Question Type 3: Finding the area of an image using matrix transformations Exercises

Write down the matrix representing an enlargement (scaling) with scale factor 2 about the origin.

Write down the matrix for a rotation of $90^\circ$ counterclockwise about the origin.

Write down the matrix that represents a horizontal stretch by a factor of 4 in the plane.

Compute the area of the quadrilateral after applying the horizontal stretch by factor 4 to the vertices $(3,4)$, $(6,4)$, $(6,0)$, $(3,0)$.

Calculate the area of the quadrilateral with vertices $(3,4)$, $(6,4)$, $(6,0)$ and $(3,0)$ using the determinant method.

Explain why the rotation by $90^\circ$ CCW does not change the absolute value of the determinant of the preceding transformation.

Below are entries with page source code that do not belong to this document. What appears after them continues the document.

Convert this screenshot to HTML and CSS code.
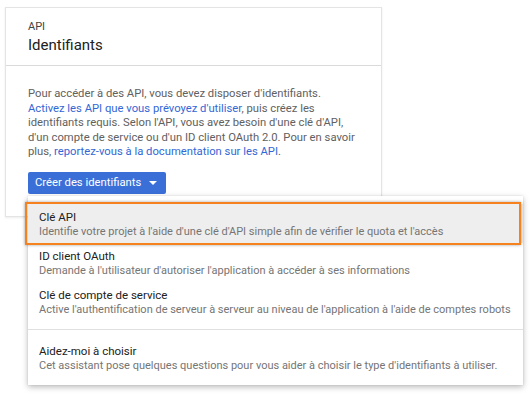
FILE: index.html
```html
<!DOCTYPE html>
<html lang="fr">
<head>
<meta charset="utf-8">
<link rel="stylesheet" href="styles.css">
</head>
<body>
<div class="stage">
  <section class="card">
    <header class="card-head">
      <div class="eyebrow">API</div>
      <h1 class="title">Identifiants</h1>
    </header>
    <div class="card-body">
      <p class="intro">Pour accéder à des API, vous devez disposer d'identifiants.
        <a class="link">Activez les API que vous prévoyez d'utiliser</a>, puis créez les identifiants requis. Selon l'API, vous avez besoin d'une clé d'API, d'un compte de service ou d'un ID client OAuth 2.0. Pour en savoir plus, <a class="link">reportez-vous à la documentation sur les API</a>.</p>
      <button class="btn">Créer des identifiants <span class="caret"></span></button>
    </div>
  </section>
  <div class="menu">
    <div class="item item-active">
      <div class="item-title">Clé API</div>
      <div class="item-desc">Identifie votre projet à l'aide d'une clé d'API simple afin de vérifier le quota et l'accès</div>
    </div>
    <div class="item">
      <div class="item-title">ID client OAuth</div>
      <div class="item-desc">Demande à l'utilisateur d'autoriser l'application à accéder à ses informations</div>
    </div>
    <div class="item">
      <div class="item-title">Clé de compte de service</div>
      <div class="item-desc">Active l'authentification de serveur à serveur au niveau de l'application à l'aide de comptes robots</div>
    </div>
    <div class="sep"></div>
    <div class="item">
      <div class="item-title">Aidez-moi à choisir</div>
      <div class="item-desc">Cet assistant pose quelques questions pour vous aider à choisir le type d'identifiants à utiliser.</div>
    </div>
  </div>
</div>
</body>
</html>
```
FILE: styles.css
```css
* { box-sizing: border-box; }
html, body { margin: 0; padding: 0; background: #fff; }
body {
  font-family: Roboto, "Liberation Sans", sans-serif;
  color: #212121;
  width: 530px;
  height: 394px;
  overflow: hidden;
}
.stage {
  position: relative;
  padding: 7px 0 0 5px;
}
.card {
  width: 377px;
  border: 1px solid #e4e4e4;
  box-shadow: 0 1px 2px rgba(0,0,0,0.08);
  background: #fff;
}
.card-head {
  padding: 12px 22px 10px;
  border-bottom: 1px solid #dadada;
}
.eyebrow {
  font-size: 11px;
  line-height: 14px;
  color: #424242;
}
.title {
  margin: 1px 0 0;
  font-size: 15px;
  line-height: 20px;
  font-weight: 400;
  color: #212121;
}
.card-body {
  padding: 21px 22px 22px;
}
.intro {
  margin: 0;
  font-size: 11.25px;
  line-height: 14.5px;
  color: #616161;
}
.link { color: #3367d6; }
.btn {
  margin-top: 12px;
  display: inline-flex;
  align-items: center;
  height: 22px;
  padding: 0 9px 0 7px;
  border: 0;
  border-radius: 2px;
  background: #3b6fd8;
  color: #fff;
  font-family: inherit;
  font-size: 11.25px;
}
.caret {
  margin-left: 8px;
  width: 0;
  height: 0;
  border-left: 4px solid transparent;
  border-right: 4px solid transparent;
  border-top: 4px solid #fff;
}
.menu {
  position: absolute;
  left: 28px;
  top: 196px;
  width: 495px;
  padding: 8px 0;
  background: #fff;
  box-shadow: 0 2px 6px rgba(0,0,0,0.28), 0 0 1px rgba(0,0,0,0.15);
}
.item {
  position: relative;
  padding: 6px 11px 4px;
}
.item-active { background: #eeeeee; }
.item-active::after {
  content: "";
  position: absolute;
  left: -3px;
  right: 2px;
  top: -2px;
  bottom: -2px;
  border: 2px solid #f5821f;
  box-shadow: 0 0 3px rgba(0,0,0,0.35);
}
.item-title {
  font-size: 11.5px;
  line-height: 14px;
  color: #212121;
}
.item-desc {
  margin-top: 1px;
  font-size: 11px;
  line-height: 14px;
  color: #757575;
}
.sep {
  margin: 8px 0;
  height: 1px;
  background: #e0e0e0;
}
```
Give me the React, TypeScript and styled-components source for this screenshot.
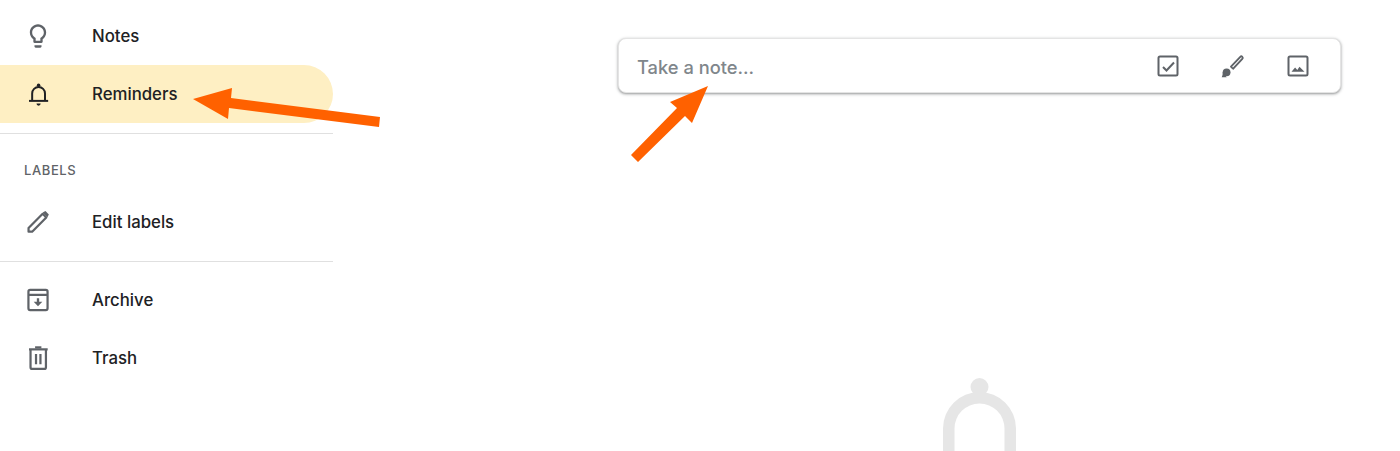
import React from "react";
import styled, { createGlobalStyle } from "styled-components";

const GlobalStyle = createGlobalStyle`
    html, body {
        margin: 0;
        padding: 0;
        background: #fff;
        font-family: "Inter", "Roboto", sans-serif;
    }
`;

const Page = styled.div`
    position: relative;
    display: flex;
    width: 1400px;
    height: 451px;
    overflow: hidden;
`;

const Sidebar = styled.nav`
    width: 333px;
    flex-shrink: 0;
    padding-top: 7px;
`;

const NavItem = styled.div<{ $active?: boolean }>`
    display: flex;
    align-items: center;
    gap: 40px;
    height: 58px;
    padding-left: 24px;
    box-sizing: border-box;
    border-radius: ${props => (props.$active ? "0 29px 29px 0" : "0")};
    background: ${props => (props.$active ? "#feefc3" : "transparent")};
    color: ${props => (props.$active ? "#202124" : "#5f6368")};
`;

const NavLabel = styled.span`
    font-size: 16.8px;
    line-height: 20px;
    font-weight: 500;
    color: #202124;
`;

const Rule = styled.div`
    height: 1px;
    margin: 10px 0 9px;
    background: #e0e0e0;
`;

const SectionTitle = styled.div`
    padding: 26px 0 13px 24px;
    margin-top: -9px;
    font-size: 13px;
    line-height: 20px;
    font-weight: 500;
    letter-spacing: 0.6px;
    color: #5f6368;
`;

const Main = styled.main`
    flex: 1;
    display: flex;
    flex-direction: column;
    align-items: center;
    padding: 38px 59px 0 285px;
`;

const NoteBar = styled.div`
    display: flex;
    align-items: center;
    justify-content: space-between;
    width: 100%;
    height: 55px;
    flex-shrink: 0;
    padding: 1px 30px 0 18px;
    box-sizing: border-box;
    background: #fff;
    border: 1px solid #e4e4e4;
    border-radius: 8px;
    box-shadow: 0 1px 2px rgba(60, 64, 67, 0.35), 0 1px 3px 1px rgba(60, 64, 67, 0.18);
`;

const Placeholder = styled.span`
    padding-top: 2px;
    font-size: 18.3px;
    font-weight: 500;
    color: #80868b;
`;

const Tools = styled.div`
    display: flex;
    gap: 41px;
    color: #5f6368;
`;

const EmptyBell = styled.svg`
    flex-shrink: 0;
    margin-top: 285px;
`;

const ArrowLayer = styled.svg`
    position: absolute;
    top: 0;
    left: 0;
    pointer-events: none;
`;

const IconSvg = styled.svg`
    display: block;
    flex-shrink: 0;
`;

const Icon = ({ size = 28, children }: { size?: number; children: React.ReactNode }) => (
    <IconSvg width={size} height={size} viewBox="0 0 24 24" fill="none" stroke="currentColor" strokeWidth="1.9">
        {children}
    </IconSvg>
);

const filled = { fill: "currentColor", stroke: "none" };

const BulbIcon = () => (
    <Icon>
        <path {...filled} d="M9 21c0 .55.45 1 1 1h4c.55 0 1-.45 1-1v-1H9v1zm3-19C8.14 2 5 5.14 5 9c0 2.38 1.19 4.47 3 5.74V17c0 .55.45 1 1 1h6c.55 0 1-.45 1-1v-2.26c1.81-1.27 3-3.36 3-5.74 0-3.86-3.14-7-7-7zm2.85 11.1l-.85.6V16h-4v-2.3l-.85-.6C7.8 12.16 7 10.63 7 9c0-2.76 2.24-5 5-5s5 2.24 5 5c0 1.63-.8 3.16-2.15 4.1z" />
    </Icon>
);

const BellIcon = () => (
    <Icon>
        <path strokeWidth="1.7" d="M7 17.7V11.5a5.5 5.5 0 0 1 11 0v6.2" />
        <path strokeWidth="1.7" d="M4.3 17.9h16.4" />
        <circle {...filled} cx="12.5" cy="4.4" r="1.5" />
        <path {...filled} d="M10.7 20.2h3.6a1.8 1.8 0 0 1-3.6 0z" />
    </Icon>
);

const PencilIcon = () => (
    <Icon>
        <path strokeLinejoin="round" d="M3.9 20.3v-3.1L16 5l3.1 3.1L7 20.3z" />
        <path {...filled} d="M16 3.8l2.4-1.2 2.9 2.9-1.2 2.4z" />
    </Icon>
);

const ArchiveIcon = () => (
    <Icon>
        <rect x="3.8" y="3.4" width="16.4" height="17.2" rx="1.5" />
        <path d="M3.8 7.6h16.4" />
        <path {...filled} d="M11 10.6h2v3h2.7L12 17.4l-3.7-3.8H11z" />
    </Icon>
);

const TrashIcon = () => (
    <Icon>
        <path d="M5.6 5v14.9a1.5 1.5 0 0 0 1.5 1.5h10.2a1.5 1.5 0 0 0 1.5-1.5V5" />
        <path d="M4.3 4.6h16" />
        <path d="M9.5 2.9h5.4" />
        <path d="M10.3 8.6v8.8M14.1 8.6v8.8" />
    </Icon>
);

const CheckIcon = () => (
    <Icon size={24}>
        <rect x="2.5" y="2.5" width="19" height="19" rx="1.5" strokeWidth="2" />
        <path strokeWidth="2" d="M7 13l3.5 3.5 7.5-8" />
    </Icon>
);

const BrushIcon = () => (
    <Icon size={24}>
        <path strokeLinejoin="round" d="M10 12.6L19.3 2.8c.6-.6 1.4-.6 2 0s.6 1.4 0 2L12.2 14.7c-.4.3-1.7-1.5-2.2-2.1z" />
        <circle {...filled} cx="5.6" cy="18.3" r="3.9" />
        <path {...filled} d="M1.7 18.3c0 2-.2 3.5-1 5h5z" />
    </Icon>
);

const ImageIcon = () => (
    <Icon size={24}>
        <rect x="2.5" y="2.5" width="19" height="19" rx="1.5" strokeWidth="2" />
        <path {...filled} d="M5.5 17.7l3.6-4.2 2.2 2.6 2.2-3.4 5 5z" />
    </Icon>
);

function App() {
    return (
        <>
            <GlobalStyle />
            <Page>
                <Sidebar>
                    <NavItem><BulbIcon /><NavLabel>Notes</NavLabel></NavItem>
                    <NavItem $active><BellIcon /><NavLabel>Reminders</NavLabel></NavItem>
                    <Rule />
                    <SectionTitle>LABELS</SectionTitle>
                    <NavItem><PencilIcon /><NavLabel>Edit labels</NavLabel></NavItem>
                    <Rule />
                    <NavItem><ArchiveIcon /><NavLabel>Archive</NavLabel></NavItem>
                    <NavItem><TrashIcon /><NavLabel>Trash</NavLabel></NavItem>
                </Sidebar>
                <Main>
                    <NoteBar>
                        <Placeholder>Take a note...</Placeholder>
                        <Tools>
                            <CheckIcon />
                            <BrushIcon />
                            <ImageIcon />
                        </Tools>
                    </NoteBar>
                    <EmptyBell width="73" height="120" viewBox="0 0 73 120" fill="#e6e6e6">
                        <circle cx="36.5" cy="9" r="9" />
                        <path d="M0 120V50.5a36.5 36.5 0 0 1 73 0V120H61.5V50.5a25 25 0 0 0-50 0V120z" />
                    </EmptyBell>
                </Main>
                <ArrowLayer width="1400" height="451" viewBox="0 0 1400 451" fill="#ff6100">
                    <polygon points="193,99 232,88 231,98 380,117 379,127 229,108 228,119" />
                    <polygon points="708,86 670,102 677,108 631,155 638,162 685,116 692,123" />
                </ArrowLayer>
            </Page>
        </>
    );
}

export default App;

Find the coordinates of the image of the point $(6,1)$ under the horizontal stretch by factor 4.

Compute the determinant of the final transformation matrix $\begin{pmatrix}0 & -2\\8 & 0\end{pmatrix}$ and deduce the area of the image of the original quadrilateral.

Compute the determinant of the matrix $\begin{pmatrix}8 & 0\\0 & 2\end{pmatrix}$ and interpret its geometric meaning.

Determine the combined transformation matrix for first applying a horizontal stretch by 4 and then an enlargement by 2.

Determine the image coordinates of the vertex $(3,4)$ after the full transformation (stretch by 4, enlarge by 2, rotate $90^\circ$ CCW).

Find the combined transformation matrix for a horizontal stretch by 4, then an enlargement by 2, followed by a $90^\circ$ CCW rotation.